I‘ve been book-Tagged by Sunil Laxman of balancing life. Although I’ve been occupied by my inexorable software woes plus deadlines, I’ve been morbidly (Garcia says you shouldn’t use the “ly??? adjective often) observing this book-tagging frenzy. It seemed the more popular you are, the more people tag you. I was on the verge of vociferating: Oh, I’m so lonely, nobody tags me! when Sunil appeared from the pastures of salvation and tagged me :-). I’ve already been writing about my meagre bibliophilism, but for the sake of the fraternity, here it goes:
The number of books I have
Personally? Not more than ten. In the cabinet adjacent to the chair from where I work, there are roughly 100 odd books, but they have been brought/bought by either my wife or my sister. We got the cabinet for the big encyclopaedia and the monthly edition of National Geographic. When we saw lots of space still unoccupied, we put our books there.
On some literary blogs I read people have more than 4000 books, or they have had to shift to bigger houses to accommodate their mounting collections. How much money they must have!
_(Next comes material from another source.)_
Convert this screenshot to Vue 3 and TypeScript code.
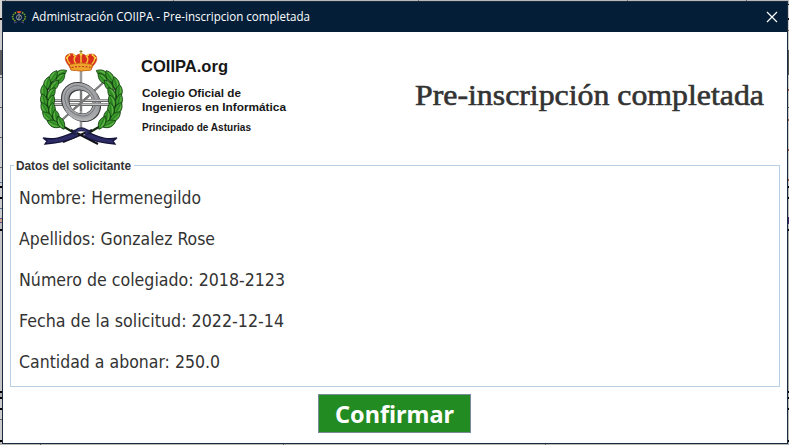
<script setup lang="ts">
interface Field {
  label: string
  value: string
  width: number
}

interface Leaf {
  x: number
  y: number
  angle: number
}

const fields: Field[] = [
  { label: 'Nombre', value: 'Hermenegildo', width: 182 },
  { label: 'Apellidos', value: 'Gonzalez Rose', width: 196 },
  { label: 'Número de colegiado', value: '2018-2123', width: 266 },
  { label: 'Fecha de la solicitud', value: '2022-12-14', width: 265 },
  { label: 'Cantidad a abonar', value: '250.0', width: 201 },
]

const leaves: Leaf[] = [
  { x: 30, y: 34, angle: 62 },
  { x: 23, y: 37, angle: 32 },
  { x: 30, y: 39, angle: 40 },
  { x: 17, y: 44, angle: 14 },
  { x: 24, y: 46, angle: 38 },
  { x: 14, y: 52, angle: -4 },
  { x: 21, y: 54, angle: 30 },
  { x: 14, y: 61, angle: -14 },
  { x: 21, y: 62, angle: 18 },
  { x: 15, y: 69, angle: -28 },
  { x: 22, y: 70, angle: 6 },
  { x: 18, y: 77, angle: -46 },
  { x: 26, y: 77, angle: -8 },
  { x: 24, y: 84, angle: -64 },
  { x: 31, y: 83, angle: -26 },
]
</script>

<template>
  <div class="desktop">
    <section class="window">
      <header class="titlebar">
        <svg class="app-icon" viewBox="0 0 14 14">
          <path d="M4 2.5C-.5 5-.5 9 4 11.5M10 2.5c4.500 2.500 4.500 6.500 0 9" fill="none" stroke="#84a52c" stroke-width="1.600" stroke-dasharray="1.500 .9" />
          <circle cx="7" cy="7.300" r="2.600" fill="none" stroke="#99979f" stroke-width=".9" />
          <path d="M7 3v8M5 10l4-5" stroke="#aaa" stroke-width=".6" />
          <path d="M4.500 1.300h5L8.500 3h-3z" fill="#e9532c" />
          <path d="m2 13 3-1M9 12l3 1" fill="none" stroke="#5b4185" />
        </svg>
        <svg class="window-title" width="284" height="22">
          <text x="0" y="15" textLength="278" lengthAdjust="spacingAndGlyphs">Administración COIIPA - Pre-inscripcion completada</text>
        </svg>
        <button class="close" aria-label="Cerrar">
          <svg width="12" height="12" viewBox="0 0 12 12"><path d="m1 1 10 10M11 1 1 11" stroke="#fff" stroke-width="1.15" /></svg>
        </button>
      </header>

      <div class="heading">
        <div class="brand">
          <svg class="crest" width="110" height="115" viewBox="0 0 110 115">
            <defs>
              <linearGradient id="steel" x1="0" y1="0" x2="1" y2="1">
                <stop offset="0" stop-color="#a4a6a8" />
                <stop offset=".45" stop-color="#8b8d90" />
                <stop offset="1" stop-color="#bcbec0" />
              </linearGradient>
              <g id="branch">
                <path d="M34 32C8 45 12 76 36 88L46 94" fill="none" stroke="#142c10" stroke-width="2.200" />
                <g v-for="(leaf, i) in leaves" :key="i" :transform="`translate(${leaf.x} ${leaf.y}) rotate(${leaf.angle})`">
                  <path d="M0-7.500C4.200-3 4.600 2 0 7-4.600 2-4.200-3 0-7.500Z" fill="#3a9a2c" stroke="#12400f" stroke-width=".8" />
                  <path d="M-1-4.500C-2.300-1-1.800 2-.5 4" fill="none" stroke="#69b94a" stroke-width=".9" />
                  <path d="M.3-5v9" stroke="#1c5c18" stroke-width=".5" />
                </g>
              </g>
            </defs>
            <path d="M51 30v60" stroke="#777" stroke-width="2.400" />
            <path d="M51 30v60" stroke="#c0c0c0" stroke-width="1" />
            <path d="m32 80 43-39" stroke="#555" stroke-width="2" />
            <path d="m32 80 43-39" stroke="#b5b5b5" stroke-width=".8" />
            <path d="M22 60.500h60M22 64.500h60" stroke="#666" stroke-width="3" />
            <path d="M22 60.300h60M22 64.300h60" stroke="#c4c4c4" stroke-width="1.600" />
            <ellipse cx="52" cy="63" rx="17" ry="14.500" transform="rotate(45 52 63)" fill="none" stroke="#3a3a3c" stroke-width="6.600" />
            <ellipse cx="50" cy="61" rx="17" ry="14.500" transform="rotate(45 50 61)" fill="none" stroke="#3a3a3c" stroke-width="6.600" />
            <ellipse cx="51.200" cy="62.200" rx="17" ry="14.500" transform="rotate(45 51.200 62.200)" fill="none" stroke="url(#steel)" stroke-width="6.200" />
            <ellipse cx="50" cy="60.800" rx="16.800" ry="14.200" transform="rotate(45 50 60.800)" fill="none" stroke="#a3a5a8" stroke-width="4.600" />
            <ellipse cx="50" cy="60.800" rx="16.500" ry="13.900" transform="rotate(45 50 60.800)" fill="none" stroke="#626266" stroke-width=".7" />
            <path d="M49 60.500h33M40 64.500h42" stroke="#666" stroke-width="2.800" />
            <path d="M49 60.300h33M40 64.300h42" stroke="#c4c4c4" stroke-width="1.500" />
            <path d="m44 69 15-13M51 51v20" stroke="#777" stroke-width="1.800" />
            <use href="#branch" />
            <use href="#branch" transform="matrix(-1 0 0 1 103 0)" />
            <path d="M62 90 33 102M41 90l27 14" fill="none" stroke="#101016" stroke-width="2" />
            <path d="M46 92c-9 2-17 9-33 6l4 3-2 3c14-1 24-3 33-8M56 92c9 2 16 9 31 6l-4 3 2 3c-13-1-23-3-31-8" fill="#2d2c66" stroke="#15153c" stroke-width="1.300" />
            <path d="M45 95c-1-8 13-9 13 0M43 92c5-3 12-3 17 0" fill="none" stroke="#20214c" stroke-width="2.800" />
            <path d="M46 93c2-5 9-5 11 0" fill="none" stroke="#4e5099" stroke-width=".8" />
            <path d="M39 26c-6-7-4-11 0-12 3-1 6 0 7 2 2-3 8-3 10 0 2-2 6-3 9-1 4 3 1 8-2 11l-2 4q-10 2-20 0Z" fill="#d8301d" stroke="#c65b16" stroke-width=".5" />
            <path d="M40 24c-4-5-3-8-1-8M46 24c-3-4-2-7 0-8M51 15v10M56 24c3-4 2-7 0-8M62 24c4-5 3-8 1-8" fill="none" stroke="#f9c738" stroke-width="1.400" />
            <path d="M39.500 24.500q11.500-3 23 0L61 30q-10 2-20 0Z" fill="#efa52a" stroke="#bd6014" stroke-width=".6" />
            <path d="M41.500 27.500q10-2 19 0" fill="none" stroke="#c53b20" stroke-width="1.200" stroke-dasharray="2 1.500" />
            <g fill="#ffe04a">
              <circle cx="37" cy="18" r="1" /><circle cx="39.500" cy="15" r="1" /><circle cx="44" cy="15" r="1" /><circle cx="51" cy="14" r="1.500" /><circle cx="58" cy="15" r="1" /><circle cx="62.500" cy="15" r="1" /><circle cx="65.500" cy="18" r="1" />
            </g>
            <path d="M51 10v4m-1.500-2.500h3" stroke="#8d7a28" />
          </svg>
          <svg class="brand-name" width="155" height="100">
            <text class="org" x="1" y="27" textLength="87" lengthAdjust="spacingAndGlyphs">COIIPA.org</text>
            <text class="college" x="2" y="52" textLength="99" lengthAdjust="spacingAndGlyphs">Colegio Oficial de</text>
            <text class="college" x="2" y="66" textLength="144" lengthAdjust="spacingAndGlyphs">Ingenieros en Informática</text>
            <text class="region" x="2" y="86" textLength="109" lengthAdjust="spacingAndGlyphs">Principado de Asturias</text>
          </svg>
        </div>
        <svg class="page-title" width="352" height="46">
          <text x="1" y="31" textLength="349" lengthAdjust="spacingAndGlyphs">Pre-inscripción completada</text>
        </svg>
      </div>

      <fieldset class="details">
        <legend>
          <svg width="116" height="14"><text x="0" y="12" textLength="115" lengthAdjust="spacingAndGlyphs">Datos del solicitante</text></svg>
        </legend>
        <svg v-for="field in fields" :key="field.label" class="field" width="300" height="41">
          <text x="0" y="27" :textLength="field.width" lengthAdjust="spacingAndGlyphs">{{ field.label }}: {{ field.value }}</text>
        </svg>
      </fieldset>

      <footer class="actions">
        <button class="confirm">
          <svg width="125" height="37"><text x="3" y="28" textLength="119" lengthAdjust="spacingAndGlyphs">Confirmar</text></svg>
        </button>
      </footer>
    </section>
  </div>
</template>

<style>
body {
  margin: 0;
  overflow: hidden;
}
</style>

<style scoped>
* {
  box-sizing: border-box;
}

svg {
  display: block;
  flex: none;
  overflow: visible;
}

.desktop {
  width: 789px;
  height: 445px;
  padding: 1px 1px 1px 2px;
  background:
    linear-gradient(90deg, transparent 5px, #777 5px 6px, transparent 6px 173px, #777 173px 174px, transparent 174px 418px, #777 418px 419px, transparent 419px 627px, #777 627px 628px, transparent 628px 746px, #5b6878 746px 747px, transparent 747px) 0 0 / 100% 1px no-repeat,
    linear-gradient(90deg, transparent 40px, #666 40px 41px, transparent 41px 283px, #666 283px 284px, transparent 284px 545px, #666 545px 546px, transparent 546px) 0 444px / 100% 1px no-repeat,
    linear-gradient(#d4d4d2 18px, #000 18px 20px, #ccc 20px 50px, #5d5d5d 50px 75px, #ccc 75px 77px, #666 77px 78px, #ccc 78px 107px, #666 107px 108px, #ccc 108px 137px, #666 137px 138px, #ccc 138px 167px, #666 167px 168px, #ccc 168px 182px, #68799b 182px 183px, #ccc 183px 186px, #000 186px 188px, #ccc 188px 197px, #000 197px 199px, #ccc 199px 208px, #596a8d 208px 209px, #ccc 209px 218px, #63518a 218px 219px, #d0a58e 219px 222px, #63518a 222px 223px, #bbb 223px 229px, #000 229px 231px, #c5c5c5 231px 391px, #000 391px 393px, #aaa 393px 397px, #000 397px 399px, #ccc 399px 408px, #000 408px 410px, #ccc 410px 419px, #666 419px 420px, #ccc 420px 440px, #000 440px 442px, #b3b3b3 442px) 0 0 / 2px 100% no-repeat,
    linear-gradient(#bbb 4px, #111 4px 5px, #ccc 5px 18px, #000 18px 20px, #ccc 20px 30px, #9b5132 30px 31px, #ccc 31px 50px, #555 50px 75px, #ccc 75px 89px, #9b5132 89px 91px, #ccc 91px 107px, #555 107px 108px, #ccc 108px 119px, #9b5132 119px 121px, #ccc 121px 149px, #9b5132 149px 151px, #ccc 151px 179px, #9b5132 179px 181px, #ccc 181px 186px, #000 186px 188px, #bbb 188px 197px, #000 197px 199px, #bbb 199px 217px, #3e2565 217px 224px, #bbb 224px 229px, #000 229px 231px, #aaa 231px 391px, #000 391px 393px, #bbb 393px 397px, #000 397px 399px, #bbb 399px 408px, #000 408px 410px, #bbb 410px 440px, #000 440px 442px, #aaa 442px) 788px 0 / 1px 100% no-repeat,
    #b9b9b7;
}

.window {
  width: 786px;
  height: 443px;
  display: flex;
  flex-direction: column;
  background: #fff;
  border: 1px solid #182b40;
}

.titlebar {
  height: 30px;
  flex: none;
  display: flex;
  align-items: center;
  padding: 0 9px;
  background: #041e38;
}

.app-icon {
  width: 14px;
  height: 14px;
}

.window-title {
  margin-left: 6px;
  fill: #fff;
  font: 12px "Open Sans", "Noto Sans", sans-serif;
}

.close {
  margin-left: auto;
  padding: 0;
  border: 0;
  background: none;
}

.heading {
  height: 125px;
  flex: none;
  display: flex;
  justify-content: space-between;
  padding: 8px 21px 0 27px;
}

.brand {
  display: flex;
}

.brand-name {
  margin-top: 5px;
  font-family: "Liberation Sans", Arial, sans-serif;
  font-weight: bold;
  fill: #171717;
}

.org {
  font-size: 16.5px;
}

.college {
  font-size: 11.5px;
}

.region {
  font-size: 10px;
}

.page-title {
  margin-top: 34px;
  fill: #333;
  stroke: #333;
  stroke-width: 0.6px;
  font: 30px "Liberation Serif", serif;
}

.details {
  width: 770px;
  height: 229px;
  margin: 1px 0 0 7px;
  padding: 5px 8px 0;
  border: 1px solid #b8cfe5;
}

.details legend {
  padding: 0 2px;
  margin-left: -5px;
  fill: #333;
  font: bold 12px "Liberation Sans", Arial, sans-serif;
}

.field {
  fill: #333;
  font: 18px "DejaVu Sans Condensed", "DejaVu Sans", sans-serif;
}

.actions {
  display: flex;
  justify-content: center;
  padding: 7px 2px 0 0;
}

.confirm {
  width: 153px;
  height: 39px;
  display: flex;
  align-items: center;
  justify-content: center;
  padding: 0;
  border: 1px solid #7a8a99;
  background: #228b22;
}

.confirm text {
  fill: #fff;
  font: bold 24px "Noto Sans", "Open Sans", sans-serif;
}
</style>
I mean, buying or renting bigger houses to place books is beyond my current need and capability. I don’t think I’ll ever have that many books with me even if I can afford them.
The book I’m currently reading
The Brothers Karamazov by Dostoyevsky. Although I’d like to write in my own way, but if I ever decide to emulate an author, by all means it’ll be Fyodor Dostoyevsky. This book is hard to read, at least for me, with it’s interminable religious discourses. I never skip a page, I even read the prefaces and the introductions when I start reading the book. So reading all those pages talking about religious morality is a bit tedious. I’m reading those pages just because they’ve been written by Dostoyevsky.
Last book I bought
Milan Kundera’s The Joke. It’s one of the most impressive and literary books I’ve ever read (not that I’ve read many books). I wish I had read it a long time back. I plan to read it again some day.
Last book I read
Living To Tell The Tale by Gabriel García Márquez. I wrote it’s review here.
Five books that have meant a lot to me
- One Hundred Years of Solitude by Gabriel García Márquez. I know, this is everybody’s favorite, but then, there’s no escaping from it. I have read it four times: once as a reader, and thrice as a learning writer.
- Jude the Obscure by Thomas Hardy. One of the saddest books I’ve read by my all time favorite author. It tells you how your only mental fragilities can utterly destroy your aspirations. A beautifully written book.
- Crime and Punishment by Fyodor Dostoyevsky. Again, I first read this book as a reader and then as a learning writer. An exceptional book that takes you to the crux of Dostoyevsky’s genius.
- Bahut Din Huye a collection of short stories in Hindi. It’s one of the first books that I read and all its stories clung to my reminiscences for a long, long time. I must find it, if it is still in our house.
- The Castle by Franz Kafka. This is an exceptional book in the sense that I never completed reading it. I have always wanted to read it because of its epic depiction of ordinary helplessness. If you want to get the true essence of Kafkaesque writing, you must read this book (apart from reading The Metamorphosis).
Actually I have many more books to add to this list, for instance, To Kill a Mocking Bird by Harper Lee, Midnight’s Children by Salman Rushdie, Robinson Crusoe by Daniel Dafoe, and Nemesis by Agatha Christie, but since they say it only has to be five book, so be it.
Oh, now the tagging part: not many people are left, but I can include the following if they haven’t already been tagged:
Ok, ok, I know there are only 4, but most I’d like to include have already been tagged.